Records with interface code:

>> begin

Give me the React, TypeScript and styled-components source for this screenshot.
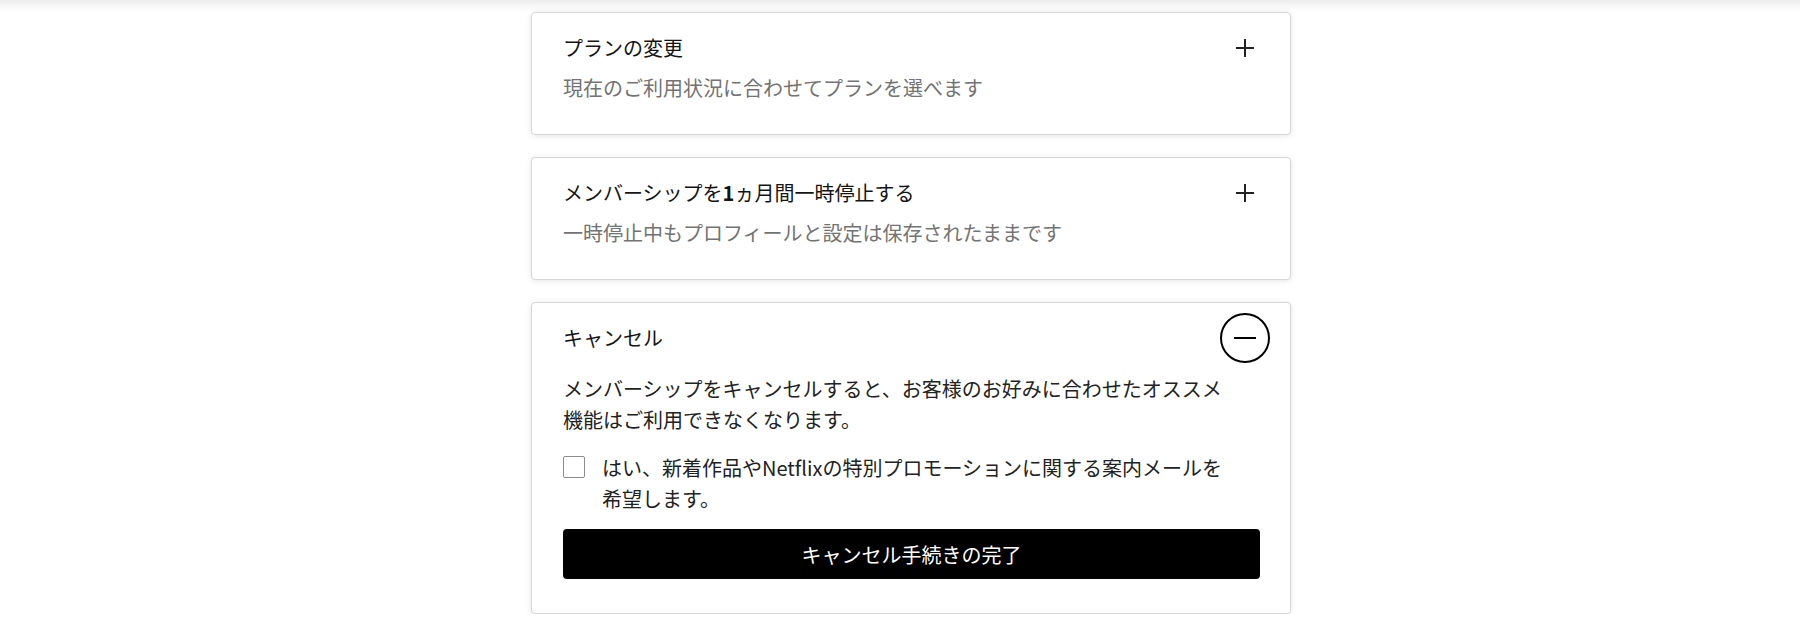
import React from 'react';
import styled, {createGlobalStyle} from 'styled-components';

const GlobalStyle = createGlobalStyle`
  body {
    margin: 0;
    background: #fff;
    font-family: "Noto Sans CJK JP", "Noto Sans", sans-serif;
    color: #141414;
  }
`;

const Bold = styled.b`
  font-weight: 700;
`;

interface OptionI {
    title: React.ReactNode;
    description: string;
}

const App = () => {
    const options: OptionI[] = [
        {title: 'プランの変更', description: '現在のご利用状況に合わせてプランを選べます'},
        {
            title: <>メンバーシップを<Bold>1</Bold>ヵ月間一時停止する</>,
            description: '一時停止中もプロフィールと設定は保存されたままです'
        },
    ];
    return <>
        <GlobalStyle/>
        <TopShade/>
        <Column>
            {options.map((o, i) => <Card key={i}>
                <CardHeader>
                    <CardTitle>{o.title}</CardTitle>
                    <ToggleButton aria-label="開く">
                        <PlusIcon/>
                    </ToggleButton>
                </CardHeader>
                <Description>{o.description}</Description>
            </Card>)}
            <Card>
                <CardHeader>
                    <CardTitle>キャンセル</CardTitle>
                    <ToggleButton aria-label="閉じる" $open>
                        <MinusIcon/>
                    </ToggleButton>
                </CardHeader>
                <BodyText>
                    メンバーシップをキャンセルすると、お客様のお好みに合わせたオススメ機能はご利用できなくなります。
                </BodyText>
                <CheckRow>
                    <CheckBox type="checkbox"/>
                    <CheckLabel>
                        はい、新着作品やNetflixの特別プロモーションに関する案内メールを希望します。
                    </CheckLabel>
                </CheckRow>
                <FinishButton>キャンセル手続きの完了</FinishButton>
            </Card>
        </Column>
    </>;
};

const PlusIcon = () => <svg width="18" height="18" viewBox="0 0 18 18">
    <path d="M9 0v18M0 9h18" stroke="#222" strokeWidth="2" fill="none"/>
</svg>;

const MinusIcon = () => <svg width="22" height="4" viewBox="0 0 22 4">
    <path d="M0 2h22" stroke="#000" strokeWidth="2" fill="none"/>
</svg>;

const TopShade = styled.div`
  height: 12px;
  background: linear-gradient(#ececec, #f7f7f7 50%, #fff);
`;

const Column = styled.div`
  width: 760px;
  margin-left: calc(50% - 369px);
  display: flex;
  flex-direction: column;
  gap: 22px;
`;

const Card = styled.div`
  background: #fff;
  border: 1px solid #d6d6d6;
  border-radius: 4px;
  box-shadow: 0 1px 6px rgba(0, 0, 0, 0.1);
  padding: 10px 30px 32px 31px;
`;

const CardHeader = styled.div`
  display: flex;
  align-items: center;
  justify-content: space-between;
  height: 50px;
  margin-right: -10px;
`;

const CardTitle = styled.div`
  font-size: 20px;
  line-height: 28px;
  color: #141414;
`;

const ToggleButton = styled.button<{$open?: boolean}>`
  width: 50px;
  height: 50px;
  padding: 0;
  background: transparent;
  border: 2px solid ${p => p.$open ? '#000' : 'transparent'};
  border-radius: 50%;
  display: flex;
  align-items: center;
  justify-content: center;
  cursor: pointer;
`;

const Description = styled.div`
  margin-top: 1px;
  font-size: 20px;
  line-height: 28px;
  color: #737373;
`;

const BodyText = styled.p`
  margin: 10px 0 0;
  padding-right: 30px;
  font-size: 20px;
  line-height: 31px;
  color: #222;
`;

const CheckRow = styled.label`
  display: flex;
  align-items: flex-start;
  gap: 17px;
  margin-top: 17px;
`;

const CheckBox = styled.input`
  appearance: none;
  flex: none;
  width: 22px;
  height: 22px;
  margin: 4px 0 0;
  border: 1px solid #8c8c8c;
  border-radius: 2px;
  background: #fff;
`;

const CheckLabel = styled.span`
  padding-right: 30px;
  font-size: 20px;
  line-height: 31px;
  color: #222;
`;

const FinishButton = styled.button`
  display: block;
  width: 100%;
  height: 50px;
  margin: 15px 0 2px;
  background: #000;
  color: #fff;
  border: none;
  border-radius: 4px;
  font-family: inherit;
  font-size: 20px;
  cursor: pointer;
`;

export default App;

>> end
>> begin

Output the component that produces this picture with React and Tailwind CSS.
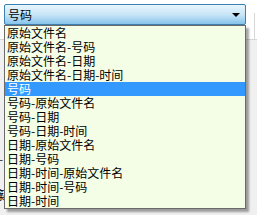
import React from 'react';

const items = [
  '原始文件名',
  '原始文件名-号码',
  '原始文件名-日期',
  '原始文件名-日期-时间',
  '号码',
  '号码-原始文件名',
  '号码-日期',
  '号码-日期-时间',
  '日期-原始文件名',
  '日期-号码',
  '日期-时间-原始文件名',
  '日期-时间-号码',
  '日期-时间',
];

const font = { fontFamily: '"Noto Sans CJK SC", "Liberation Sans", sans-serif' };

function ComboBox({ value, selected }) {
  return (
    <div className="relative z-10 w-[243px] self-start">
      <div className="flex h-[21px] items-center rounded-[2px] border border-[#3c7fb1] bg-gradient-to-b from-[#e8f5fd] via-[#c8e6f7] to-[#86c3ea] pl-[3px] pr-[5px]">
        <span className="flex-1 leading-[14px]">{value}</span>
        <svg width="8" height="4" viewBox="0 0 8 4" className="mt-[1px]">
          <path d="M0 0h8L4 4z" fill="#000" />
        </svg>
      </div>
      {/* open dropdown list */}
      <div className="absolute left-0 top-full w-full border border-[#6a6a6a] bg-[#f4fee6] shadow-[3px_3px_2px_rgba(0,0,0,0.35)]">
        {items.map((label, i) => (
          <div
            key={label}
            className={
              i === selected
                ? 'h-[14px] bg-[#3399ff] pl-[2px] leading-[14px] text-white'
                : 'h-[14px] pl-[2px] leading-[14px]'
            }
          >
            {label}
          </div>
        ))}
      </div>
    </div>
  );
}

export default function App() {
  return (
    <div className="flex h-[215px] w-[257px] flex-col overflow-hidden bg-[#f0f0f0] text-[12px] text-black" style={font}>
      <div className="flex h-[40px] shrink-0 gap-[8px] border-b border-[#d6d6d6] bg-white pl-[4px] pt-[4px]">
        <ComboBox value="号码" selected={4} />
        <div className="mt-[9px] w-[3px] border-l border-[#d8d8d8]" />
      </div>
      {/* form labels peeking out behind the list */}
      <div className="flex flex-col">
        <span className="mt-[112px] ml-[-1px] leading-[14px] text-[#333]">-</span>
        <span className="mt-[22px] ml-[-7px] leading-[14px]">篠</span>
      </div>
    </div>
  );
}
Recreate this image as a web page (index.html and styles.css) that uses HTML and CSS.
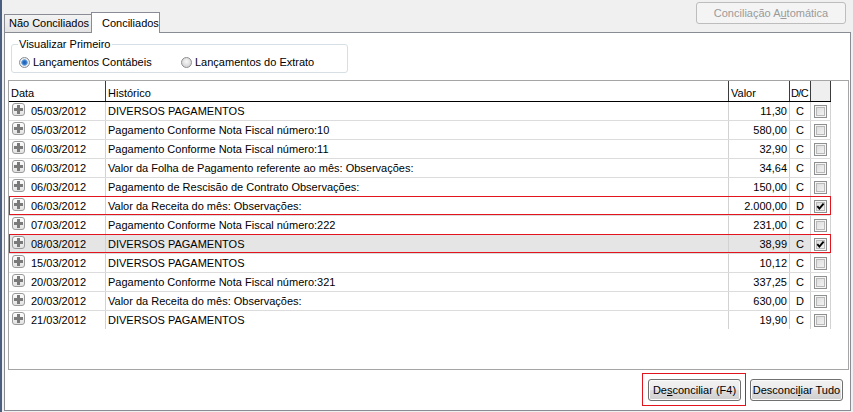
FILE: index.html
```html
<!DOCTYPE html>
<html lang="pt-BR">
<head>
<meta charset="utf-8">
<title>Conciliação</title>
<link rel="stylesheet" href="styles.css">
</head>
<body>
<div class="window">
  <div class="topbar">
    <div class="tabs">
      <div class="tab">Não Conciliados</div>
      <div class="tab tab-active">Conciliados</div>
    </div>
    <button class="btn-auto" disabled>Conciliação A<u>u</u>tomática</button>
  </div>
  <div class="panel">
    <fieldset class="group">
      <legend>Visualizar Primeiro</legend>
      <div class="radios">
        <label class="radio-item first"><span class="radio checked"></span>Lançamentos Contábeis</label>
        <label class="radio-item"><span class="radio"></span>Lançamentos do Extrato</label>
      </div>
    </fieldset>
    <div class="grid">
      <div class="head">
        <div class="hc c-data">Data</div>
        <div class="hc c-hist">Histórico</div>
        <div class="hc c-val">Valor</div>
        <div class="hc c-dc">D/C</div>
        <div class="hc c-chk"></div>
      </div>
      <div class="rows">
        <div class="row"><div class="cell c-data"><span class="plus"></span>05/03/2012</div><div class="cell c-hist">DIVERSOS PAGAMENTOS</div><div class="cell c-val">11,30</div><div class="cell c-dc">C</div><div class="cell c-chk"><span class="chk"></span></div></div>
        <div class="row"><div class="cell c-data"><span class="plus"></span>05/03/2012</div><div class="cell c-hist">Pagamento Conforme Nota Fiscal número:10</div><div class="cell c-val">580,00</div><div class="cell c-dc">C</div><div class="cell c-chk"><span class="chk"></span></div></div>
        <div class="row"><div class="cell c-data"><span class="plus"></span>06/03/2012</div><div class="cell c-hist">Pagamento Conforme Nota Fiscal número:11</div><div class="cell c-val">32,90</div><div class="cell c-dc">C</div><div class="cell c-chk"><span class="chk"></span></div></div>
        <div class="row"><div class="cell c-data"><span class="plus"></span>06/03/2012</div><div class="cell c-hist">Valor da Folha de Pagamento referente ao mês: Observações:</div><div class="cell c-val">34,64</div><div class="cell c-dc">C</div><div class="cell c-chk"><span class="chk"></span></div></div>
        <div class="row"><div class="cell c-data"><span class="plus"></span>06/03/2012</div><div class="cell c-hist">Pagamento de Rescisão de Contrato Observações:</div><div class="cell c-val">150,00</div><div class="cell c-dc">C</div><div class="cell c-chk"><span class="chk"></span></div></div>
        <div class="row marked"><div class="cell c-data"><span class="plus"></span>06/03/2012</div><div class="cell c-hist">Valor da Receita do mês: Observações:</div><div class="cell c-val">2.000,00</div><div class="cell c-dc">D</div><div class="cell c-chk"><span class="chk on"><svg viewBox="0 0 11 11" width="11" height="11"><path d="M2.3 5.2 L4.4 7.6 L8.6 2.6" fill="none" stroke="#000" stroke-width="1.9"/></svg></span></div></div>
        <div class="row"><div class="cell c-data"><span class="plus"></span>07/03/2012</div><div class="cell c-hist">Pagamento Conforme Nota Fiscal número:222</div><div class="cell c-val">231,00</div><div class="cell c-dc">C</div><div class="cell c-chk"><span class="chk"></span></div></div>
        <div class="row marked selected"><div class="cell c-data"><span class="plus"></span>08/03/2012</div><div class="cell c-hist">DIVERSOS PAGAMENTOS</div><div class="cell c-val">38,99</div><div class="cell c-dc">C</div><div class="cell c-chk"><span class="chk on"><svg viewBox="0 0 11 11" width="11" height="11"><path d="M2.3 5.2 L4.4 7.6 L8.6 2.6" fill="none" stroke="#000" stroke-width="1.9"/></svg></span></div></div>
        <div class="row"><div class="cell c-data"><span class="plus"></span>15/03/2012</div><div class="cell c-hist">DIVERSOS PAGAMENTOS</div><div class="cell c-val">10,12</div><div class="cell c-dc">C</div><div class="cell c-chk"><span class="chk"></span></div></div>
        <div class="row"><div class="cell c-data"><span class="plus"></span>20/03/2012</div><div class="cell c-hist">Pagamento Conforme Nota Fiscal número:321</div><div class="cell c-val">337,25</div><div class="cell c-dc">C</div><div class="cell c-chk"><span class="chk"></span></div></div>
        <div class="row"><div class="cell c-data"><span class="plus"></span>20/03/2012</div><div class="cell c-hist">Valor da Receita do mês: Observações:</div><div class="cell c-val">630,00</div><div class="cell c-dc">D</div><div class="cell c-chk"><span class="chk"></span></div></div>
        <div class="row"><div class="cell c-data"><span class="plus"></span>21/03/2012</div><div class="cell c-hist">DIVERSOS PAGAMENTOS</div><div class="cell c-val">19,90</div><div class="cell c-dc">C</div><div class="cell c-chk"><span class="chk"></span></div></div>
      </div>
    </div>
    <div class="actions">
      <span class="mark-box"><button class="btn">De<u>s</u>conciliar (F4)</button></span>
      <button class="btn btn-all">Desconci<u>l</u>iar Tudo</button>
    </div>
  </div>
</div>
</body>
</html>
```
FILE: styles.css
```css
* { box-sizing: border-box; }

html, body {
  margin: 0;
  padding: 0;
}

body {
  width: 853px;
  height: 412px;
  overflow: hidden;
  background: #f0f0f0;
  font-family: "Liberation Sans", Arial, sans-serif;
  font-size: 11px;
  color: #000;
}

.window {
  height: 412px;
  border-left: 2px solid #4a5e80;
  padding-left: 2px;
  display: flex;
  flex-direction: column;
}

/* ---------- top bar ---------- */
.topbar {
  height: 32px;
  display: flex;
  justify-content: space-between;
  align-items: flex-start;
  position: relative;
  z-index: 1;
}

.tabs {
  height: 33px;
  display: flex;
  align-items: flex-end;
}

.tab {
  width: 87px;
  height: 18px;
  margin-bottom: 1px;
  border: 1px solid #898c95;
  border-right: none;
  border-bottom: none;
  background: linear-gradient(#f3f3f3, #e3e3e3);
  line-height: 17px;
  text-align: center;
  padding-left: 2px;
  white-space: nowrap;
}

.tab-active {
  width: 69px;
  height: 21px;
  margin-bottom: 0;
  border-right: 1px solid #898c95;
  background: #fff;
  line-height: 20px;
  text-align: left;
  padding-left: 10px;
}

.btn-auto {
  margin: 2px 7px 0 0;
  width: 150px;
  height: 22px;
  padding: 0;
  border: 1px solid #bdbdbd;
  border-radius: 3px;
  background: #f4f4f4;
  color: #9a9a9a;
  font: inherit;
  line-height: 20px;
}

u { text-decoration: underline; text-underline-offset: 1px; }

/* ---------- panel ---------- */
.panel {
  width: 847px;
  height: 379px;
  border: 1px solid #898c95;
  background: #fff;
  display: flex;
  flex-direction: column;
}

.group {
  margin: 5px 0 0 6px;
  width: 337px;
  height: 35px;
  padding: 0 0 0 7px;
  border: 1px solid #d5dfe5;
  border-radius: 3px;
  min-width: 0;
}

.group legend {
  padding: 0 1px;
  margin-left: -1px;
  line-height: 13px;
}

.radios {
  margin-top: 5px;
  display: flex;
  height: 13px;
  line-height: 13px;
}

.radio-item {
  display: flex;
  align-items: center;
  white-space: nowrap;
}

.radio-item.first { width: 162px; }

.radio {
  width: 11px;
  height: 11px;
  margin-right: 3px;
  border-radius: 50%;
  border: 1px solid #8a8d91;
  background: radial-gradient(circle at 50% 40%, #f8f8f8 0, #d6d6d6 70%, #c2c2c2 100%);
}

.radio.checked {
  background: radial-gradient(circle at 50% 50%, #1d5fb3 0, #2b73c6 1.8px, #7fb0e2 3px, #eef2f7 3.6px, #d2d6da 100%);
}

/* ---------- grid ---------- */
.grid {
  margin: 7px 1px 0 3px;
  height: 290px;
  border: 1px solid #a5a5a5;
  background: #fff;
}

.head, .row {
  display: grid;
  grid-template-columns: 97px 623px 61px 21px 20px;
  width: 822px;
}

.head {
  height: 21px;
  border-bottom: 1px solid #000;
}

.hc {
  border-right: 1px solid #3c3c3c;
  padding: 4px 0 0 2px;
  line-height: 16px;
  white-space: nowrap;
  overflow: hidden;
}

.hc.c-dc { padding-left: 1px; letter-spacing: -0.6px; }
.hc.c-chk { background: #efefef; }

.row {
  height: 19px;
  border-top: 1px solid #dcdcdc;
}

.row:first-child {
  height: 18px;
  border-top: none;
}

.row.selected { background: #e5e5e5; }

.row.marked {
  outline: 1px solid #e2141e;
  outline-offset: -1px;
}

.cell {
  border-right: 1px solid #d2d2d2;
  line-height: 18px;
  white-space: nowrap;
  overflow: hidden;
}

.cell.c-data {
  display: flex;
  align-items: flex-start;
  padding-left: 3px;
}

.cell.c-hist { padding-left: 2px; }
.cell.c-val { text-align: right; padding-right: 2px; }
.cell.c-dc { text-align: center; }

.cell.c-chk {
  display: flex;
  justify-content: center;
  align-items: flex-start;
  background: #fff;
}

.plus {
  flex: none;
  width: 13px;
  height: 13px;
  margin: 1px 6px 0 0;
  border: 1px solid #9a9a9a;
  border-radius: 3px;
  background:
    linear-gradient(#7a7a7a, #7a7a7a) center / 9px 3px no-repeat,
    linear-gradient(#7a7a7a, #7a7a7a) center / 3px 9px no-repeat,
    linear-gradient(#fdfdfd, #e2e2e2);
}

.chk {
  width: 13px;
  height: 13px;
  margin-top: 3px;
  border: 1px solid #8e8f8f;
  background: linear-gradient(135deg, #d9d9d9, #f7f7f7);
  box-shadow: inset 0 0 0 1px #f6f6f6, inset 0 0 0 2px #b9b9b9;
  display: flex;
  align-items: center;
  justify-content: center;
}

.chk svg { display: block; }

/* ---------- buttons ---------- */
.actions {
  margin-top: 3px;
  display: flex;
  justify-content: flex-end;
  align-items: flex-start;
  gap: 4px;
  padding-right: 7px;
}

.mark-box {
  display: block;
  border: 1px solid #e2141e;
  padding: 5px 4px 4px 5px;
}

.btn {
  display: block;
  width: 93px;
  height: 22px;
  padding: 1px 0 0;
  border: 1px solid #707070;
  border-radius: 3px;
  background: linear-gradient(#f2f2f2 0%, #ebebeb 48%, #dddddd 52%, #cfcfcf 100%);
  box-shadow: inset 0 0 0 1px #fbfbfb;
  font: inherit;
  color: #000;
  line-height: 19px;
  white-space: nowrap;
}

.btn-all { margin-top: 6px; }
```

>> end

The word "this" may turn up on some lines of these records; say how many, with no other words.

3